So, in my projects, something happens a lot : I write a Kafka Java producer, and I have to make sure all the important configuration is properly set.
This quick guide is intended as reference to make sure everything is covered!
bootstrap.servers
: Kafka server URL. Put several URLs in there, 3 is recommended for production deployment.
key.serializer
: mandatory even if you use null keys. The fully classified name of your serializer. See class implementing org.apache.kafka.common.serialization
. If you use avro, use io.confluent.kafka.serializers.KafkaAvroSerializer.
value.serializer
: same as key serializer, but for values.
schema.registry.url
: if you are using avro for serdes, URL of your schema-registry.
partitioner.class
: if you want to use fancy partitioning, set this property. See this great article to understand what are the differences between existing partitioners.
acks
: set this to ‘all
’ if you care about not losing your data. If you have a specific use case, consider other values. Set min.insync.replicas
to 2 on the topic for acks to work properly.
retries
: I always set this to Integer.MAX_VALUE
, so 2147483647
. The number of retries is then bound by delivery.timeout.ms
.
enable.idempotence
: set this to true for minimum overhead, maximum data quality. Prevents duplicates and out of order messages at almost no cost. Prerequisite: max.in.flight.requests.per.connection
must be <= 5
(this is the default) and acks must be all
.
linger.ms
: how long messages accumulate before they are sent to the broker in batches.
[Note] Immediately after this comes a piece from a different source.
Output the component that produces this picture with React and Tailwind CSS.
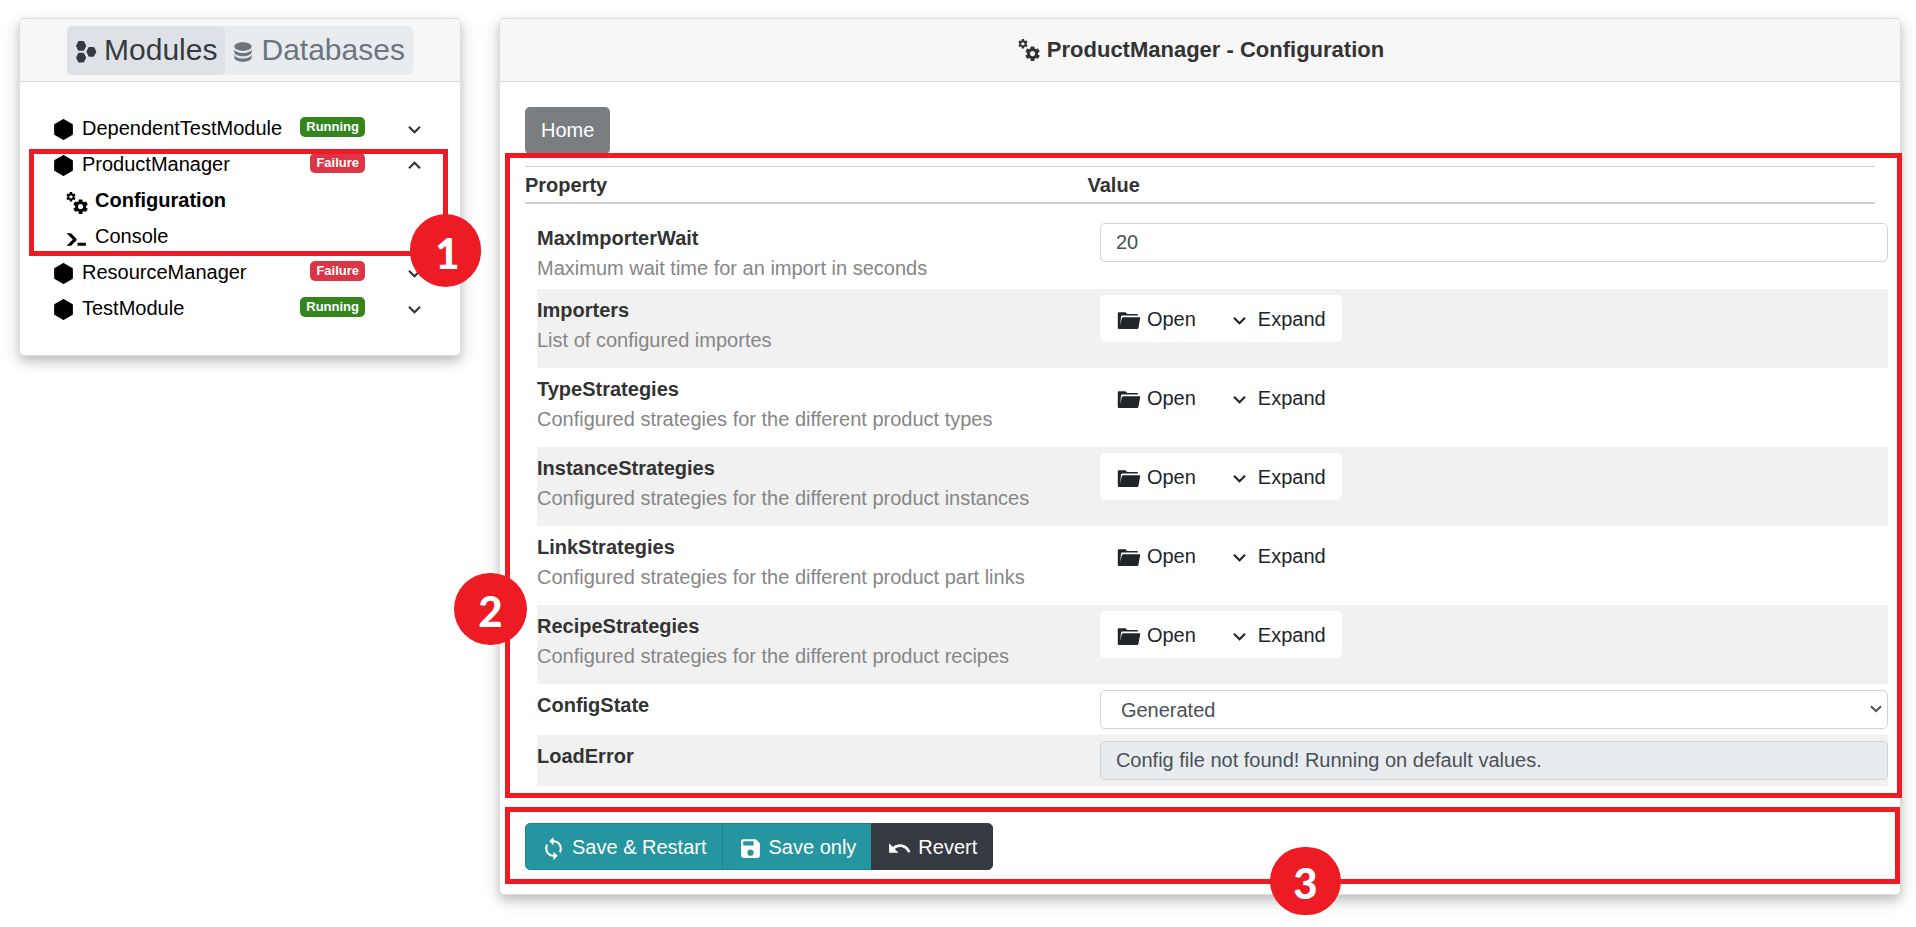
const PATHS = {
  hexagon:
    "M21,16.5C21,16.88 20.79,17.21 20.47,17.38L12.57,21.82C12.41,21.94 12.21,22 12,22C11.79,22 11.59,21.94 11.43,21.82L3.53,17.38C3.21,17.21 3,16.88 3,16.5V7.5C3,7.12 3.21,6.79 3.53,6.62L11.43,2.18C11.59,2.06 11.79,2 12,2C12.21,2 12.41,2.06 12.57,2.18L20.47,6.62C20.79,6.79 21,7.12 21,7.5V16.5Z",
  hexagons:
    "M5.4,1.9H9.6Q10,1.9 10.2,2.3L12,6.1Q12.2,6.5 12,6.9L10.2,10.5Q10,10.9 9.6,10.9H5.4Q5,10.9 4.8,10.5L3,6.9Q2.8,6.5 3,6.1L4.8,2.3Q5,1.9 5.4,1.9ZM5.4,12.7H9.6Q10,12.7 10.2,13.1L12,16.9Q12.2,17.3 12,17.7L10.2,21.3Q10,21.7 9.6,21.7H5.4Q5,21.7 4.8,21.3L3,17.7Q2.8,17.3 3,16.9L4.8,13.1Q5,12.7 5.4,12.7ZM14.9,7.3H18.9Q19.3,7.3 19.5,7.7L21.4,11.4Q21.6,11.8 21.4,12.2L19.5,15.9Q19.3,16.3 18.9,16.3H14.9Q14.5,16.3 14.3,15.9L12.5,12.2Q12.3,11.8 12.5,11.4L14.3,7.7Q14.5,7.3 14.9,7.3Z",
  database:
    "M12,3C7.58,3 4,4.79 4,7C4,9.21 7.58,11 12,11C16.42,11 20,9.21 20,7C20,4.79 16.42,3 12,3M4,9V12C4,14.21 7.58,16 12,16C16.42,16 20,14.21 20,12V9C20,11.21 16.42,13 12,13C7.58,13 4,11.21 4,9M4,14V17C4,19.21 7.58,21 12,21C16.42,21 20,19.21 20,17V14C20,16.21 16.42,18 12,18C7.58,18 4,16.21 4,14Z",
  down: "M7.41,8.58L12,13.17L16.59,8.58L18,10L12,16L6,10L7.41,8.58Z",
  up: "M7.41,15.41L12,10.83L16.59,15.41L18,14L12,8L6,14L7.41,15.41Z",
  save: "M15,9H5V5H15M12,19A3,3 0 0,1 9,16A3,3 0 0,1 12,13A3,3 0 0,1 15,16A3,3 0 0,1 12,19M17,3H5C3.89,3 3,3.9 3,5V19A2,2 0 0,0 5,21H19A2,2 0 0,0 21,19V7L17,3Z",
  sync: "M12,18A6,6 0 0,1 6,12C6,11 6.25,10.03 6.7,9.2L5.24,7.74C4.46,8.97 4,10.43 4,12A8,8 0 0,0 12,20V23L16,19L12,15M12,4V1L8,5L12,9V6A6,6 0 0,1 18,12C18,13 17.75,13.97 17.3,14.8L18.76,16.26C19.54,15.03 20,13.57 20,12A8,8 0 0,0 12,4Z",
  undo: "M12.5,8C9.85,8 7.45,9 5.6,10.6L2,7V16H11L7.38,12.38C8.77,11.22 10.54,10.5 12.5,10.5C16.04,10.5 19.05,12.81 20.1,16L22.47,15.22C21.08,11.03 17.15,8 12.5,8Z",
  console:
    "M13,19V16H21V19H13M8.5,13L2.47,7H6.71L11.67,11.95C12.25,12.54 12.25,13.5 11.67,14.07L6.74,19H2.5L8.5,13Z",
  cogs: "M15.9,18.45C17.25,18.45 18.35,17.35 18.35,16C18.35,14.65 17.25,13.55 15.9,13.55C14.54,13.55 13.45,14.65 13.45,16C13.45,17.35 14.54,18.45 15.9,18.45M21.1,16.68L22.58,17.84C22.71,17.95 22.75,18.13 22.66,18.29L21.26,20.71C21.17,20.86 21,20.92 20.83,20.86L19.09,20.16C18.73,20.44 18.33,20.67 17.91,20.85L17.64,22.7C17.62,22.87 17.47,23 17.3,23H14.5C14.32,23 14.18,22.87 14.15,22.7L13.89,20.85C13.46,20.67 13.07,20.44 12.71,20.16L10.96,20.86C10.81,20.92 10.62,20.86 10.54,20.71L9.14,18.29C9.05,18.13 9.09,17.95 9.22,17.84L10.7,16.68L10.65,16L10.7,15.31L9.22,14.16C9.09,14.05 9.05,13.86 9.14,13.71L10.54,11.29C10.62,11.13 10.81,11.07 10.96,11.13L12.71,11.84C13.07,11.56 13.46,11.32 13.89,11.15L14.15,9.29C14.18,9.13 14.32,9 14.5,9H17.3C17.47,9 17.62,9.13 17.64,9.29L17.91,11.15C18.33,11.32 18.73,11.56 19.09,11.84L20.83,11.13C21,11.07 21.17,11.13 21.26,11.29L22.66,13.71C22.75,13.86 22.71,14.05 22.58,14.16L21.1,15.31L21.15,16L21.1,16.68M6.69,8.07C7.56,8.07 8.26,7.37 8.26,6.5C8.26,5.63 7.56,4.92 6.69,4.92A1.58,1.58 0 0,0 5.11,6.5C5.11,7.37 5.82,8.07 6.69,8.07M10.03,6.94L11,7.68C11.07,7.75 11.09,7.87 11.03,7.97L10.13,9.53C10.08,9.63 9.96,9.67 9.86,9.63L8.74,9.18L8,9.62L7.81,10.81C7.79,10.92 7.7,11 7.59,11H5.79C5.67,11 5.58,10.92 5.56,10.81L5.4,9.62L4.64,9.18L3.52,9.63C3.41,9.67 3.3,9.63 3.24,9.53L2.34,7.97C2.28,7.87 2.31,7.75 2.39,7.68L3.34,6.94L3.31,6.5L3.34,6.06L2.39,5.32C2.31,5.25 2.28,5.13 2.34,5.03L3.24,3.47C3.3,3.37 3.41,3.33 3.52,3.37L4.63,3.82L5.4,3.38L5.56,2.19C5.58,2.08 5.67,2 5.79,2H7.59C7.7,2 7.79,2.08 7.81,2.19L8,3.38L8.74,3.82L9.86,3.37C9.96,3.33 10.08,3.37 10.13,3.47L11.03,5.03C11.09,5.13 11.07,5.25 11,5.32L10.03,6.06L10.06,6.5L10.03,6.94Z",
  folder:
    "M2.6,4H8.6C9.8,4 10.2,5.8 11.2,5.8H20C20.8,5.8 21.2,6.4 21.2,7.2H6.4C5.4,7.2 4.9,7.6 4.8,8.5L4,16.6L5.6,9.9C5.8,9.2 6.3,8.8 7,8.8H22.4C23,8.8 23.3,9.3 23.2,9.9L21.6,18.8C21.4,19.8 21,20.2 20.1,20.2H3.3C2.3,20.2 1.7,19.6 1.7,18.6V5C1.7,4.4 2,4 2.6,4Z",
};

function Icon({ name, className = "size-[25px]" }) {
  return (
    <svg viewBox="0 0 24 24" fill="currentColor" aria-hidden="true" className={`shrink-0 ${className}`}>
      <path d={PATHS[name]} />
    </svg>
  );
}

const BADGES = { Running: "bg-[#33851c]", Failure: "bg-[#dc3545]" };

function ModuleRow({ name, state, open = false }) {
  return (
    <div className="flex h-9 items-center pr-[33px] pl-[31px]">
      <a href="#module" className="flex h-full flex-1 items-center gap-[6px]">
        <Icon name="hexagon" className="mt-[3px] size-[25px]" />
        {name}
      </a>
      <span
        className={`mr-[37px] mb-[2px] rounded-[5px] px-[6px] text-[13px] leading-5 font-bold text-white ${BADGES[state]}`}
      >
        {state}
      </span>
      <button type="button" aria-label={`Toggle ${name}`} aria-expanded={open} className="mt-[3px] text-[#333]">
        <Icon name={open ? "up" : "down"} />
      </button>
    </div>
  );
}

function SubRow({ icon, active = false, children }) {
  return (
    <a href="#section" className={`flex h-9 items-center gap-[6px] pl-11 ${active ? "font-bold" : ""}`}>
      <Icon name={icon} className="mt-1 size-[25px]" />
      {children}
    </a>
  );
}

function Marker({ className, children }) {
  return (
    <span
      className={`absolute z-20 flex items-center justify-center rounded-full bg-[#ed1c24] pt-1 font-[Lato,sans-serif] text-[42px] leading-none font-black text-white ${className}`}
    >
      {children}
    </span>
  );
}

function Frame({ className }) {
  return <div className={`pointer-events-none absolute z-10 border-[5px] border-[#ed1c24] ${className}`} />;
}

const CARD =
  "rounded-[5px] border border-[#dcdcdc] bg-white shadow-[0_5px_10px_rgba(0,0,0,0.15),0_6px_18px_rgba(0,0,0,0.14)]";
const CARD_HEAD = "flex h-[63px] items-center justify-center rounded-t-[4px] border-b border-[#d8d8d8] bg-[#f7f7f7]";
const FIELD = "block h-[39px] w-full rounded-[5px] border border-[#ced4da] text-[#495057]";

function PropertyRow({ id, name, description, shaded = false, tall = false, children }) {
  return (
    <div className={`grid grid-cols-12 py-[6px] ${shaded ? "bg-[#f1f1f1]" : ""} ${tall ? "min-h-[79px]" : ""}`}>
      <div className="col-span-5">
        {id ? (
          <label htmlFor={id} className="block leading-[30px] font-bold">
            {name}
          </label>
        ) : (
          <div className="leading-[30px] font-bold">{name}</div>
        )}
        {description && <div className="leading-[30px] text-[#868686]">{description}</div>}
      </div>
      <div className="col-span-7">{children}</div>
    </div>
  );
}

function GroupButtons() {
  return (
    <div className="inline-flex h-[47px] rounded-[5px] bg-white text-[#212529]">
      <button type="button" className="flex items-center gap-[6px] pr-[15px] pl-4">
        <Icon name="folder" className="mt-1 size-[25px]" />
        Open
      </button>
      <button type="button" className="flex items-center gap-[6px] px-4">
        <Icon name="down" className="mt-[3px] size-[25px]" />
        Expand
      </button>
    </div>
  );
}

const GROUPS = [
  ["Importers", "List of configured importes"],
  ["TypeStrategies", "Configured strategies for the different product types"],
  ["InstanceStrategies", "Configured strategies for the different product instances"],
  ["LinkStrategies", "Configured strategies for the different product part links"],
  ["RecipeStrategies", "Configured strategies for the different product recipes"],
];

export default function App() {
  return (
    <div className="flex items-start gap-[38px] bg-white pt-[18px] pr-[15px] pb-8 pl-[19px] font-['Liberation_Sans',Arial,sans-serif] text-xl text-[#333]">
      <aside className={`w-[442px] shrink-0 ${CARD}`}>
        <div className={CARD_HEAD}>
          <nav className="flex h-[49px] rounded-[5px] bg-[#e9ecef] text-3xl">
            <a
              href="#modules"
              className="flex items-center gap-[5px] rounded-[5px] bg-[#dee2e6] pr-2 pl-[6px] text-[#343a40]"
            >
              <Icon name="hexagons" className="mt-[3px] size-[26px]" />
              Modules
            </a>
            <a href="#databases" className="flex items-center gap-[5px] pr-2 pl-[5px] text-[#6c757d]">
              <Icon name="database" className="mt-[3px] size-[26px]" />
              Databases
            </a>
          </nav>
        </div>
        <div className="pt-7 pb-[29px] text-black">
          <ModuleRow name="DependentTestModule" state="Running" />
          <div className="relative">
            <ModuleRow name="ProductManager" state="Failure" open />
            <SubRow icon="cogs" active>
              Configuration
            </SubRow>
            <SubRow icon="console">Console</SubRow>
            <Frame className="top-[3px] right-[12px] -bottom-[2px] left-[9px]" />
            <Marker className="-right-[21px] -bottom-[33px] h-[73px] w-[71px] pl-1">1</Marker>
          </div>
          <ModuleRow name="ResourceManager" state="Failure" />
          <ModuleRow name="TestModule" state="Running" />
        </div>
      </aside>

      <main className={`min-w-0 flex-1 ${CARD}`}>
        <div className={CARD_HEAD}>
          <h1 className="flex items-center gap-[6px] text-[22px] font-bold">
            <Icon name="cogs" />
            ProductManager - Configuration
          </h1>
        </div>
        <div className="pt-[25px] pr-3 pb-6 pl-[25px]">
          <button type="button" className="block h-[47px] rounded-[5px] bg-[#7b7e80] px-4 pb-[2px] text-white">
            Home
          </button>

          <section className="relative mt-3">
            <div className="mr-[13px] mb-[13px] grid h-[38px] grid-cols-12 items-center border-t border-b-2 border-[#d0d0d0] font-bold">
              <div className="col-span-5">Property</div>
              <div className="col-span-7">Value</div>
            </div>
            <div className="ml-3">
              <PropertyRow id="wait" name="MaxImporterWait" description="Maximum wait time for an import in seconds">
                <input id="wait" type="text" defaultValue="20" className={`bg-white px-[15px] ${FIELD}`} />
              </PropertyRow>
              {GROUPS.map(([name, description], i) => (
                <PropertyRow key={name} name={name} description={description} shaded={i % 2 === 0} tall>
                  <GroupButtons />
                </PropertyRow>
              ))}
              <PropertyRow id="state" name="ConfigState">
                <div className="relative">
                  <select id="state" className={`appearance-none bg-white pr-9 pl-5 ${FIELD}`}>
                    <option>Generated</option>
                  </select>
                  <svg
                    viewBox="0 0 12 8"
                    fill="none"
                    stroke="#495057"
                    strokeWidth="2"
                    aria-hidden="true"
                    className="pointer-events-none absolute top-[15px] right-[6px] h-2 w-3"
                  >
                    <path d="M1,1.2L6,6.2L11,1.2" />
                  </svg>
                </div>
              </PropertyRow>
              <PropertyRow id="error" name="LoadError" shaded>
                <input
                  id="error"
                  type="text"
                  readOnly
                  value="Config file not found! Running on default values."
                  className={`bg-[#e9ecef] px-[15px] ${FIELD}`}
                />
              </PropertyRow>
            </div>
            <Frame className="-top-[13px] -right-[14px] -bottom-3 -left-[20px]" />
            <Marker className="bottom-[141px] -left-[71px] h-[72px] w-[73px]">2</Marker>
          </section>

          <div className="relative mt-[37px] flex text-white">
            <button
              type="button"
              className="flex h-[47px] items-center gap-[6px] rounded-l-[5px] border border-[#1f838d] bg-[#2595a0] px-[15px]"
            >
              <Icon name="sync" className="mt-1 size-[25px]" />
              Save &amp; Restart
            </button>
            <button
              type="button"
              className="-ml-px flex h-[47px] items-center gap-[6px] border border-[#1f838d] bg-[#2595a0] px-[15px]"
            >
              <Icon name="save" className="mt-1 size-[25px]" />
              Save only
            </button>
            <button
              type="button"
              className="-ml-px flex h-[47px] items-center gap-[6px] rounded-r-[5px] border border-[#343a40] bg-[#343a40] px-[15px]"
            >
              <Icon name="undo" className="mt-1 size-[25px]" />
              Revert
            </button>
            <Frame className="-top-4 -right-3 -bottom-[14px] -left-[20px]" />
            <Marker className="-bottom-[45px] left-[745px] h-[68px] w-[71px]">3</Marker>
          </div>
        </div>
      </main>
    </div>
  );
}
Test what works for you according to your message size and your desired latency is throughput.
batch.size
: max size of each batch before they are sent. Batch will be sent if either the batch size is greater than batch.size, or the time elapsed since batch creation is greater than linger.ms. Test your setup to determine the optimal value.
compression.type
: if you get poor performance during your tests, compression can help significantly - up to 40% of performance gain in my experience. This is recommended if you use a serialization format which is text and token heavy (XML or Json).